Epidemiology of Infectious Diseases: Mumps
Mumps virus - paramyxovirus.
Common clinical features
- Acute viral illness characterized by fever, headache, tenderness and swelling in one or both parotid salivary glands.
- Swelling commonly peaks between 1-3 days following infection.
- In 25% of cases swelling occurs only on one side.
- 30% of cases in children are asymptomatic.
- Complications are rare but can include, aseptic meningitis, orchitis (occurs in about 25% of adolescent and adult males and is rare in prepubescent males), oophoritis (occurs in 5% of post pubertal females, mastitis may also occur. Less common complications include pancreatitis, myocarditis, arthritis, thyroiditis, deafness and spontaneous abortion1,2.
- In the UK infections with mumps peaks during the winter and spring.
- Prior to the introduction of vaccination in 1988 mumps caused epidemics every 3 years with the highest attack rates occurring among children aged 5-9 years1.
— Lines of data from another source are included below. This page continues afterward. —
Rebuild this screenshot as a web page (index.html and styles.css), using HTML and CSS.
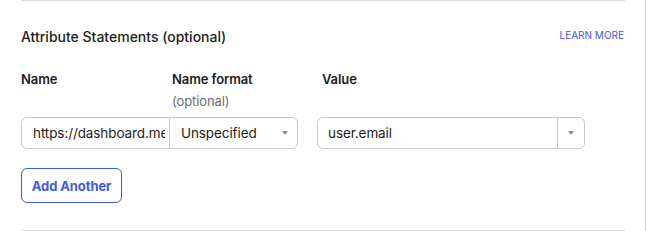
FILE: index.html
```html
<!DOCTYPE html>
<html>
<head>
<meta charset="utf-8">
<link rel="stylesheet" href="styles.css">
</head>
<body>
<div class="panel">
  <div class="rule"></div>
  <div class="header">
    <h2 class="title">Attribute Statements (optional)</h2>
    <a class="learn">LEARN MORE</a>
  </div>
  <div class="labels">
    <div class="label col-name"><span class="lbl">Name</span></div>
    <div class="label col-format"><span class="lbl">Name format</span><span class="hint">(optional)</span></div>
    <div class="label col-value"><span class="lbl">Value</span></div>
  </div>
  <div class="fields">
    <input class="field name-input" type="text" value="https://dashboard.meraki.com/saml/user">
    <div class="field format-select"><span>Unspecified</span><span class="caret"></span></div>
    <div class="field value-combo"><span class="val">user.email</span><span class="combo-btn"><span class="caret"></span></span></div>
  </div>
  <button class="add">Add Another</button>
  <div class="rule bottom"></div>
</div>
</body>
</html>
```

FILE: styles.css
```css
* { box-sizing: border-box; }
html, body { margin: 0; padding: 0; background: #fff; }
body { font-family: Inter, "Noto Sans", sans-serif; color: #1d1d21; }
.panel {
  width: 646px;
  height: 231px;
  border-right: 1px solid #d7d7dc;
  padding: 0 20px 0 21px;
  display: flex;
  flex-direction: column;
  overflow: hidden;
}
.rule { height: 1px; background: #dcdcdf; flex: none; }
.header {
  display: flex;
  justify-content: space-between;
  align-items: center;
  margin-top: 26px;
  height: 20px;
}
.title { margin: 0; font-size: 14px; font-weight: 500; line-height: 20px; }
.learn { font-size: 10px; color: #3f59e4; margin-right: 1px; position: relative; top: -2px; }
.labels { display: flex; margin-top: 22px; }
.label { display: flex; flex-direction: column; font-size: 13px; line-height: 20px; letter-spacing: -0.1px; }
.lbl { font-weight: 600; }
.hint { color: #6e6e78; margin-top: 2px; }
.col-name { width: 151px; }
.col-format { width: 150px; }
.col-value { width: 150px; }
.fields { display: flex; margin-top: 6px; height: 32px; }
.field {
  height: 32px;
  border: 1px solid #c9c9ce;
  display: flex;
  align-items: center;
  font-size: 13.5px;
  letter-spacing: -0.1px;
  color: #1d1d21;
  background: #fff;
}
.name-input {
  width: 149px;
  margin: 0;
  border-radius: 6px 0 0 6px;
  padding: 0 4px 0 11px;
  font-family: Inter, "Noto Sans", sans-serif;
  outline: none;
}
.format-select {
  width: 129px;
  margin-left: -1px;
  border-radius: 0 6px 6px 0;
  padding-left: 11px;
  padding-right: 9px;
  justify-content: space-between;
}
.caret {
  width: 0; height: 0;
  border-left: 3.5px solid transparent;
  border-right: 3.5px solid transparent;
  border-top: 4px solid #8a8a90;
}
.value-combo {
  width: 268px;
  margin-left: 19px;
  border-radius: 6px;
  justify-content: space-between;
}
.val { padding-left: 10px; }
.combo-btn {
  width: 27px;
  height: 100%;
  border-left: 1px solid #c9c9ce;
  display: flex;
  align-items: center;
  justify-content: center;
}
.add {
  align-self: flex-start;
  margin-top: 19px;
  height: 35px;
  width: 101px;
  border: 1px solid #3f59e4;
  border-radius: 6px;
  background: #fff;
  color: #3f59e4;
  font-family: Inter, "Noto Sans", sans-serif;
  font-size: 13px;
  font-weight: 700;
  letter-spacing: -0.1px;
  padding: 0;
}
.bottom { margin-top: 27px; }
```
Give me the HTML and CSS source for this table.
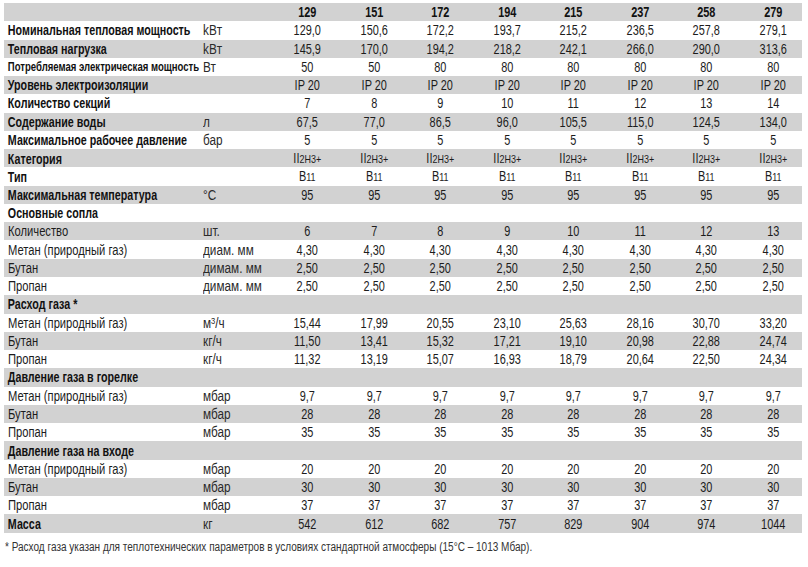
FILE: index.html
```html
<!DOCTYPE html>
<html lang="ru">
<head>
<meta charset="utf-8">
<link rel="stylesheet" href="styles.css">
</head>
<body>
<div class="table">
  <div class="row head"><span class="lbl"></span><span class="unit"></span><span>129</span><span>151</span><span>172</span><span>194</span><span>215</span><span>237</span><span>258</span><span>279</span></div>
  <div class="row"><span class="lbl b">Номинальная тепловая мощность</span><span class="unit">kBт</span><span>129,0</span><span>150,6</span><span>172,2</span><span>193,7</span><span>215,2</span><span>236,5</span><span>257,8</span><span>279,1</span></div>
  <div class="row"><span class="lbl b">Тепловая нагрузка</span><span class="unit">kBт</span><span>145,9</span><span>170,0</span><span>194,2</span><span>218,2</span><span>242,1</span><span>266,0</span><span>290,0</span><span>313,6</span></div>
  <div class="row"><span class="lbl b sm">Потребляемая электрическая мощность</span><span class="unit">Вт</span><span>50</span><span>50</span><span>80</span><span>80</span><span>80</span><span>80</span><span>80</span><span>80</span></div>
  <div class="row"><span class="lbl b">Уровень электроизоляции</span><span class="unit"></span><span>IP 20</span><span>IP 20</span><span>IP 20</span><span>IP 20</span><span>IP 20</span><span>IP 20</span><span>IP 20</span><span>IP 20</span></div>
  <div class="row"><span class="lbl b">Количество секций</span><span class="unit"></span><span>7</span><span>8</span><span>9</span><span>10</span><span>11</span><span>12</span><span>13</span><span>14</span></div>
  <div class="row"><span class="lbl b">Содержание воды</span><span class="unit">л</span><span>67,5</span><span>77,0</span><span>86,5</span><span>96,0</span><span>105,5</span><span>115,0</span><span>124,5</span><span>134,0</span></div>
  <div class="row"><span class="lbl b">Максимальное рабочее давление</span><span class="unit">бар</span><span>5</span><span>5</span><span>5</span><span>5</span><span>5</span><span>5</span><span>5</span><span>5</span></div>
  <div class="row"><span class="lbl b">Категория</span><span class="unit"></span><span>II<small>2H3+</small></span><span>II<small>2H3+</small></span><span>II<small>2H3+</small></span><span>II<small>2H3+</small></span><span>II<small>2H3+</small></span><span>II<small>2H3+</small></span><span>II<small>2H3+</small></span><span>II<small>2H3+</small></span></div>
  <div class="row"><span class="lbl b">Тип</span><span class="unit"></span><span>B<small>11</small></span><span>B<small>11</small></span><span>B<small>11</small></span><span>B<small>11</small></span><span>B<small>11</small></span><span>B<small>11</small></span><span>B<small>11</small></span><span>B<small>11</small></span></div>
  <div class="row"><span class="lbl b">Максимальная температура</span><span class="unit">°C</span><span>95</span><span>95</span><span>95</span><span>95</span><span>95</span><span>95</span><span>95</span><span>95</span></div>
  <div class="row"><span class="lbl b">Основные сопла</span></div>
  <div class="row"><span class="lbl">Количество</span><span class="unit">шт.</span><span>6</span><span>7</span><span>8</span><span>9</span><span>10</span><span>11</span><span>12</span><span>13</span></div>
  <div class="row"><span class="lbl">Метан (природный газ)</span><span class="unit">диам. мм</span><span>4,30</span><span>4,30</span><span>4,30</span><span>4,30</span><span>4,30</span><span>4,30</span><span>4,30</span><span>4,30</span></div>
  <div class="row"><span class="lbl">Бутан</span><span class="unit">димам. мм</span><span>2,50</span><span>2,50</span><span>2,50</span><span>2,50</span><span>2,50</span><span>2,50</span><span>2,50</span><span>2,50</span></div>
  <div class="row"><span class="lbl">Пропан</span><span class="unit">димам. мм</span><span>2,50</span><span>2,50</span><span>2,50</span><span>2,50</span><span>2,50</span><span>2,50</span><span>2,50</span><span>2,50</span></div>
  <div class="row"><span class="lbl b">Расход газа *</span></div>
  <div class="row"><span class="lbl">Метан (природный газ)</span><span class="unit">м<sup>3</sup>/ч</span><span>15,44</span><span>17,99</span><span>20,55</span><span>23,10</span><span>25,63</span><span>28,16</span><span>30,70</span><span>33,20</span></div>
  <div class="row"><span class="lbl">Бутан</span><span class="unit">кг/ч</span><span>11,50</span><span>13,41</span><span>15,32</span><span>17,21</span><span>19,10</span><span>20,98</span><span>22,88</span><span>24,74</span></div>
  <div class="row"><span class="lbl">Пропан</span><span class="unit">кг/ч</span><span>11,32</span><span>13,19</span><span>15,07</span><span>16,93</span><span>18,79</span><span>20,64</span><span>22,50</span><span>24,34</span></div>
  <div class="row"><span class="lbl b">Давление газа в горелке</span></div>
  <div class="row"><span class="lbl">Метан (природный газ)</span><span class="unit">мбар</span><span>9,7</span><span>9,7</span><span>9,7</span><span>9,7</span><span>9,7</span><span>9,7</span><span>9,7</span><span>9,7</span></div>
  <div class="row"><span class="lbl">Бутан</span><span class="unit">мбар</span><span>28</span><span>28</span><span>28</span><span>28</span><span>28</span><span>28</span><span>28</span><span>28</span></div>
  <div class="row"><span class="lbl">Пропан</span><span class="unit">мбар</span><span>35</span><span>35</span><span>35</span><span>35</span><span>35</span><span>35</span><span>35</span><span>35</span></div>
  <div class="row"><span class="lbl b">Давление газа на входе</span></div>
  <div class="row"><span class="lbl">Метан (природный газ)</span><span class="unit">мбар</span><span>20</span><span>20</span><span>20</span><span>20</span><span>20</span><span>20</span><span>20</span><span>20</span></div>
  <div class="row"><span class="lbl">Бутан</span><span class="unit">мбар</span><span>30</span><span>30</span><span>30</span><span>30</span><span>30</span><span>30</span><span>30</span><span>30</span></div>
  <div class="row"><span class="lbl">Пропан</span><span class="unit">мбар</span><span>37</span><span>37</span><span>37</span><span>37</span><span>37</span><span>37</span><span>37</span><span>37</span></div>
  <div class="row"><span class="lbl b">Масса</span><span class="unit">кг</span><span>542</span><span>612</span><span>682</span><span>757</span><span>829</span><span>904</span><span>974</span><span>1044</span></div>
</div>
<p class="note"><span>* Расход газа указан для теплотехнических параметров в условиях стандартной атмосферы (15°C – 1013 Мбар).</span></p>
</body>
</html>
```

FILE: styles.css
```css
html, body {
  margin: 0;
  padding: 0;
  background: #ffffff;
}
body {
  font-family: "Liberation Sans", Arial, sans-serif;
  color: #1c1c1c;
}
.table {
  margin: 3px 0 0 4px;
  width: 798px;
}
.row {
  display: grid;
  grid-template-columns: 199px 71px repeat(8, 66.5px);
  height: 18.28px;
  align-items: center;
  font-size: 14px;
  line-height: 18px;
}
.row:nth-child(odd) {
  background: #d2d2d2;
}
.row > span {
  text-align: center;
  white-space: nowrap;
  transform: scaleX(0.78);
  transform-origin: center;
}
.row > .lbl {
  text-align: left;
  padding-left: 5px;
  transform-origin: left center;
  transform: scaleX(0.8);
}
.row > .lbl.b {
  transform: scaleX(0.765);
}
.row > .unit {
  text-align: left;
  color: #2a2a2a;
  transform-origin: left center;
  transform: scaleX(0.84);
}
.b {
  font-weight: bold;
  color: #111;
}
.row > .sm {
  font-size: 12.5px;
  transform: scaleX(0.73);
}
.head > span {
  font-weight: bold;
  color: #111;
}
small {
  font-size: 11.5px;
}
sup {
  font-size: 9px;
  line-height: 0;
  vertical-align: 4px;
}
.note {
  margin: 7px 0 0 5px;
  font-size: 12px;
  color: #333;
  white-space: nowrap;
}
.note > span {
  display: inline-block;
  transform: scaleX(0.835);
  transform-origin: left center;
}
```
- The HPA has reported a large increase in both notifications and laboratory confirmed cases since 2003, suggesting a marked increase in true infection.
- In 2004 90% of confirmed cases of mumps occurred among children and young adults over 15 years (an age-group who did not receive the MMR).
Mode of transmission
Person to person via airborne transmission or droplet spread. Also direct contact with the saliva of an infected person.
16-18 days - range 14-25 days.
Period of Communicability
- Identified in saliva - 7 days before to 9 days after the onset of parotid swelling. Maximum infectiousness occurs 2 days before to 4 days after the onset of illness.
- Subclinical infections can be communicable.
Serology. The mumps virus can be isolated from saliva, blood, urine and CSF in acute phase.
Prevention and control
- Routine MMR vaccination, 2 doses at 12-15 months and at 4 years of age. There is no upper age limit and where required, two doses can be given separated by at least a one month interval (HPA).
- Exclusion from school for 5 days from onset of parotid swelling and arrange for laboratory confirmation2.
- There is no single antigen mumps vaccine licensed in the UK (HPA).
- Laboratory diagnosis by oral fluid testing is offered by the Health Protection Agency.
- Heymann D L, editor, Control of Communicable Disease Manual. 18th ed. American Public Health Association; 2004.
- Hawker J, Begg N, Blair I, Reintjes R, Weinberg J. Communicable Disease Control Handbook, Blackwell, 2005.